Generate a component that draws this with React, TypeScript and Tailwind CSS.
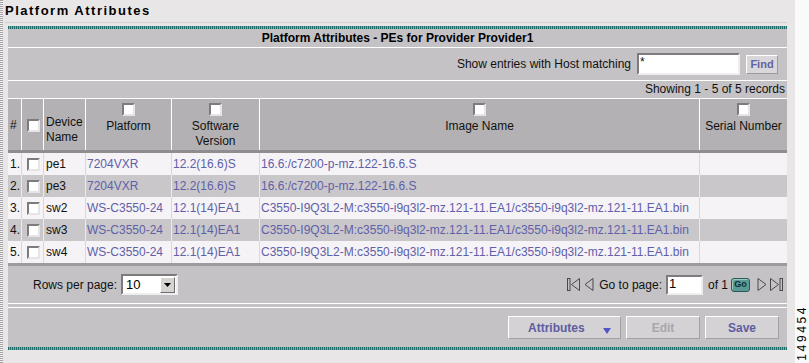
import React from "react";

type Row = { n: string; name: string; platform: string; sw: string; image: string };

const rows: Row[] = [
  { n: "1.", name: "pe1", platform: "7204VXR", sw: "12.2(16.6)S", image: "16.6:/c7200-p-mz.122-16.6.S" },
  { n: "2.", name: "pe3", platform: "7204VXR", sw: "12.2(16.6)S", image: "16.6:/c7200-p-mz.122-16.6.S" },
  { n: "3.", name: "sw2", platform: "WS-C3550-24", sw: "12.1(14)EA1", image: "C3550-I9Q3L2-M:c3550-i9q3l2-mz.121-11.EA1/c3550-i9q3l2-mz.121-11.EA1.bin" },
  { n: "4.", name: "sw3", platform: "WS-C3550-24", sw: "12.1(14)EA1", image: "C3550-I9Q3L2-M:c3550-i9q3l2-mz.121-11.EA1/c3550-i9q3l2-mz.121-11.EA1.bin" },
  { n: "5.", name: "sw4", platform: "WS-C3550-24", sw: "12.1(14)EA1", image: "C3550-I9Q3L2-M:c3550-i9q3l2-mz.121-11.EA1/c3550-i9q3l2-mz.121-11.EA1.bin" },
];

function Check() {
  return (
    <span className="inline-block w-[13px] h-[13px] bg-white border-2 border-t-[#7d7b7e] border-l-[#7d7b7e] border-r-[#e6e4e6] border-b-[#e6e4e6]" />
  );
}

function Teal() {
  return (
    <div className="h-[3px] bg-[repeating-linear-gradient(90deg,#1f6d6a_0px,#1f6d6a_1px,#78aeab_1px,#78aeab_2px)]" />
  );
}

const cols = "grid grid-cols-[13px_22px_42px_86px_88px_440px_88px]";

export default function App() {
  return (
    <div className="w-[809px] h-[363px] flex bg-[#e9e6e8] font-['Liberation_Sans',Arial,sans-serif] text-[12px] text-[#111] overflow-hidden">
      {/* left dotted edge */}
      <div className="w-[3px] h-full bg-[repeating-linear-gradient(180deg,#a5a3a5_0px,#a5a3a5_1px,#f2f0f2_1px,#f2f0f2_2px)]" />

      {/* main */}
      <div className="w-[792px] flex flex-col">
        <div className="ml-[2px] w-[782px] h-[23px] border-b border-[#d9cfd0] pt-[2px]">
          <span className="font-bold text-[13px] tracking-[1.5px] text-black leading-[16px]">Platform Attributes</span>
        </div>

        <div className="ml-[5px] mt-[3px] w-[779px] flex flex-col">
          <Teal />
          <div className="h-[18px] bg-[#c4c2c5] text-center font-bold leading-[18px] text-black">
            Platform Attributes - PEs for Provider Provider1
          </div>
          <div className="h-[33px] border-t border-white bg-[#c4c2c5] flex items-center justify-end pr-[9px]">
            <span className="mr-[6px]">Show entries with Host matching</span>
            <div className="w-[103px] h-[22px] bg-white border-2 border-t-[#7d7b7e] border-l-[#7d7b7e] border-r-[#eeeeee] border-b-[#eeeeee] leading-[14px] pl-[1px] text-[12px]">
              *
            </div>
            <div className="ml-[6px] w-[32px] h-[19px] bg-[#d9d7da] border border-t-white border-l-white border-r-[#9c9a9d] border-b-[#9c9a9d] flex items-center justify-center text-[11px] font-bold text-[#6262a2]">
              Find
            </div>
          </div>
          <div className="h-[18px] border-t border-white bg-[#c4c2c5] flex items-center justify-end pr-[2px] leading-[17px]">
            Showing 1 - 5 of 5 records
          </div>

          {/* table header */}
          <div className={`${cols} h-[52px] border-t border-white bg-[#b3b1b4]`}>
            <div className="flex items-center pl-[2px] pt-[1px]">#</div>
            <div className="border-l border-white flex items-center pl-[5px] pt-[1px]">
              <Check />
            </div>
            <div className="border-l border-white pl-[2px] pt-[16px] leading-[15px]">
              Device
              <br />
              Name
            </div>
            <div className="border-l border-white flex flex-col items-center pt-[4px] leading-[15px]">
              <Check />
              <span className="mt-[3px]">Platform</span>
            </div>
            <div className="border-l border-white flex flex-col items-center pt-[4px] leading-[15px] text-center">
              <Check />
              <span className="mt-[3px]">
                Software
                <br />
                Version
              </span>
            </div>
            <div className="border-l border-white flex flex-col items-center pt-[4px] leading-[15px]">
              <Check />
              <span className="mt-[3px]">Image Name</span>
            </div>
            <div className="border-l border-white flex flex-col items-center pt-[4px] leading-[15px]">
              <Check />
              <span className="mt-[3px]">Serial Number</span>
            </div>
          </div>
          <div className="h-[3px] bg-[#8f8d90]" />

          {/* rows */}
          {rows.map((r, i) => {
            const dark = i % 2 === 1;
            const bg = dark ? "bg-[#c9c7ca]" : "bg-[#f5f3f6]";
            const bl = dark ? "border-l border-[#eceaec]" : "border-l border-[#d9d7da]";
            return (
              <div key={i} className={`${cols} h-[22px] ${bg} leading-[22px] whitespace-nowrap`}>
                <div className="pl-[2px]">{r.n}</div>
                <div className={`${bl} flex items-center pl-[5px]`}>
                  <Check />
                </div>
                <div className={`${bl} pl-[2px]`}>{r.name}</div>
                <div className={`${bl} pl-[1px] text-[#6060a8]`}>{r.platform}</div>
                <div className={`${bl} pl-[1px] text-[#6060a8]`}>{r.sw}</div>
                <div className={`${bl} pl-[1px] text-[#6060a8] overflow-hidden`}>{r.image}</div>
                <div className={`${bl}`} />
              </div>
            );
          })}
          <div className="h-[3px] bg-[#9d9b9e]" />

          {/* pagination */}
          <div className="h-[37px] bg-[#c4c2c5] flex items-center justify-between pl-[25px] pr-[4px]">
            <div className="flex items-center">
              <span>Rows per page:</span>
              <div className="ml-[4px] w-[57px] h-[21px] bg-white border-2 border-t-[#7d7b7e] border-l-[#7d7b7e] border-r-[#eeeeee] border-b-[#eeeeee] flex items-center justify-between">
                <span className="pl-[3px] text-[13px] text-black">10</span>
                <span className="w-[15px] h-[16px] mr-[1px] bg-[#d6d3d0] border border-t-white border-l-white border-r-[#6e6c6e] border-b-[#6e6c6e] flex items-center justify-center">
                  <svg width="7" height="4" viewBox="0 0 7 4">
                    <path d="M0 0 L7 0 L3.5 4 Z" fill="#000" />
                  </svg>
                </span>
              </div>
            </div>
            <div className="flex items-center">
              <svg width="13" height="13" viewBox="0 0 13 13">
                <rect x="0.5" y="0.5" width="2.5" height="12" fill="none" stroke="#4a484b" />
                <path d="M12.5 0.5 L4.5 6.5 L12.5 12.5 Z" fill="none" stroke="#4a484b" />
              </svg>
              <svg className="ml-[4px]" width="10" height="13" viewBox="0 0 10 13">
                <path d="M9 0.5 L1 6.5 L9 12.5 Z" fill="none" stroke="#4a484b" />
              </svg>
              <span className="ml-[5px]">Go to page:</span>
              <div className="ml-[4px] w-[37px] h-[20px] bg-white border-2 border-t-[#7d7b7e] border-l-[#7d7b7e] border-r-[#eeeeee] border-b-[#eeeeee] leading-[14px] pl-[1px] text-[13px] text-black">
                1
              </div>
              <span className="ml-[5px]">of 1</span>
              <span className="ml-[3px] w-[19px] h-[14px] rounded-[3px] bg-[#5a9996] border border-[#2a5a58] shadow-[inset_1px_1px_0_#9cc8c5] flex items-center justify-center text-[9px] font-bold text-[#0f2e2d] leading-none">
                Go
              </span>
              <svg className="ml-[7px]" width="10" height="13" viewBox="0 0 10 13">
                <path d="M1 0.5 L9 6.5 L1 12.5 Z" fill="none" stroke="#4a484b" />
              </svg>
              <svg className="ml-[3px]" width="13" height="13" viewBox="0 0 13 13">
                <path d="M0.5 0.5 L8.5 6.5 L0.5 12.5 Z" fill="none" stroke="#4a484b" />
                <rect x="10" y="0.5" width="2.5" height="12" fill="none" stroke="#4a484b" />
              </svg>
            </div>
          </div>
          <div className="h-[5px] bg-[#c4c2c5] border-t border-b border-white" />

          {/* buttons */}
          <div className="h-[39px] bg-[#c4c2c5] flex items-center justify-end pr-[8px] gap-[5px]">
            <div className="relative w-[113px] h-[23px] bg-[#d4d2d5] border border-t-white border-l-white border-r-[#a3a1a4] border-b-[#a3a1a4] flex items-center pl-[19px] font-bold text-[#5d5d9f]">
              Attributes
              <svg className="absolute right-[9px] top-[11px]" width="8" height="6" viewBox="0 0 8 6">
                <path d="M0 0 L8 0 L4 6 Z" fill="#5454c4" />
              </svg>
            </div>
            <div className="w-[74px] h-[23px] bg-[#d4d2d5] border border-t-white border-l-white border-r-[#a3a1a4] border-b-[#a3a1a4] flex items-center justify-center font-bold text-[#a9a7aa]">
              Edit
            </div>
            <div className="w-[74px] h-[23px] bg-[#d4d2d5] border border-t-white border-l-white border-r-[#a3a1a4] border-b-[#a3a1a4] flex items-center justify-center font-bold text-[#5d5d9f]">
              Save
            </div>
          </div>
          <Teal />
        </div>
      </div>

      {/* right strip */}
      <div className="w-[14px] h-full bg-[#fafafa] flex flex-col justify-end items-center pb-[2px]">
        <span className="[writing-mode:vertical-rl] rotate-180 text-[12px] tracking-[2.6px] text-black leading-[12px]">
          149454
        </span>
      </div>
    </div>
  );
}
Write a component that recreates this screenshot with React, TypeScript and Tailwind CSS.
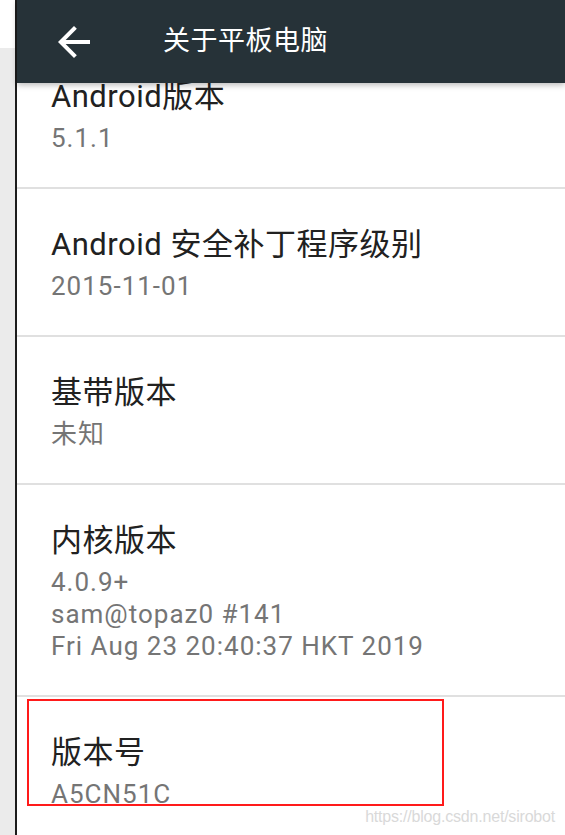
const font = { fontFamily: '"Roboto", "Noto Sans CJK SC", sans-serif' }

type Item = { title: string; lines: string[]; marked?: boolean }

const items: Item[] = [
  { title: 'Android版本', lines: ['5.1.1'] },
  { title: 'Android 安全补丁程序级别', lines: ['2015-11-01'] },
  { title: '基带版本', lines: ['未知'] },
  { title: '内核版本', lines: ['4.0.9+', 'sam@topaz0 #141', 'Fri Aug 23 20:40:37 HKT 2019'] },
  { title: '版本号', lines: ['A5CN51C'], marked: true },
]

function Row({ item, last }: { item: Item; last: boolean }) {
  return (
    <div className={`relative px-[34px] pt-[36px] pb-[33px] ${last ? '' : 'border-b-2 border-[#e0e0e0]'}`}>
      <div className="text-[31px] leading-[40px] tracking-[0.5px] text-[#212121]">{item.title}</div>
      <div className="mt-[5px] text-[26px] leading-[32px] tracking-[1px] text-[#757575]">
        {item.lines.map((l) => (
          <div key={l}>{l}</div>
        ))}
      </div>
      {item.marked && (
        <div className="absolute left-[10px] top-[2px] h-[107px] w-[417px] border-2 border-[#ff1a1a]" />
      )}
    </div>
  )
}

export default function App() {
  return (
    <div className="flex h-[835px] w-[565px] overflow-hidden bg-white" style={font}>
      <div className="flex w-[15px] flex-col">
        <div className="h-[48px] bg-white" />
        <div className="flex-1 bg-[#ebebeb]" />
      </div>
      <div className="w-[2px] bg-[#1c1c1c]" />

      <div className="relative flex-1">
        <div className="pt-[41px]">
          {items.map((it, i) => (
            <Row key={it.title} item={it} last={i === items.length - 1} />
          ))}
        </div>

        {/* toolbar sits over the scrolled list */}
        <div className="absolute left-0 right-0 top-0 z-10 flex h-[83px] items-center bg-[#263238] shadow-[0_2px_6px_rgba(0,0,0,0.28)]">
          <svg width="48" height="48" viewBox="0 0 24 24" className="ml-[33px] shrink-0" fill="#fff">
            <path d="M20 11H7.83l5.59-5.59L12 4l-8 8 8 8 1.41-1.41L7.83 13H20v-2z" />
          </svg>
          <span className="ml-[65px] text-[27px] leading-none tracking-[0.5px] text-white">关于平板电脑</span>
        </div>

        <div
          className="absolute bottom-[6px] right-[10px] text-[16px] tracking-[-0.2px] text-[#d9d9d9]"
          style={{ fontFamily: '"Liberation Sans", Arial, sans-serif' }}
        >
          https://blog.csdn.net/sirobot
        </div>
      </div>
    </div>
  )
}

────────────────────────────────────────

→ What you should do
Pictures excluded, repeat the records exactly from their opening line through the line containing "string; name: string;".

→ Output for this exercise
Generate a component that draws this with React, TypeScript and Tailwind CSS.
import React from "react";

type Row = { n: string; name: string; platform: string; sw: string; image: string };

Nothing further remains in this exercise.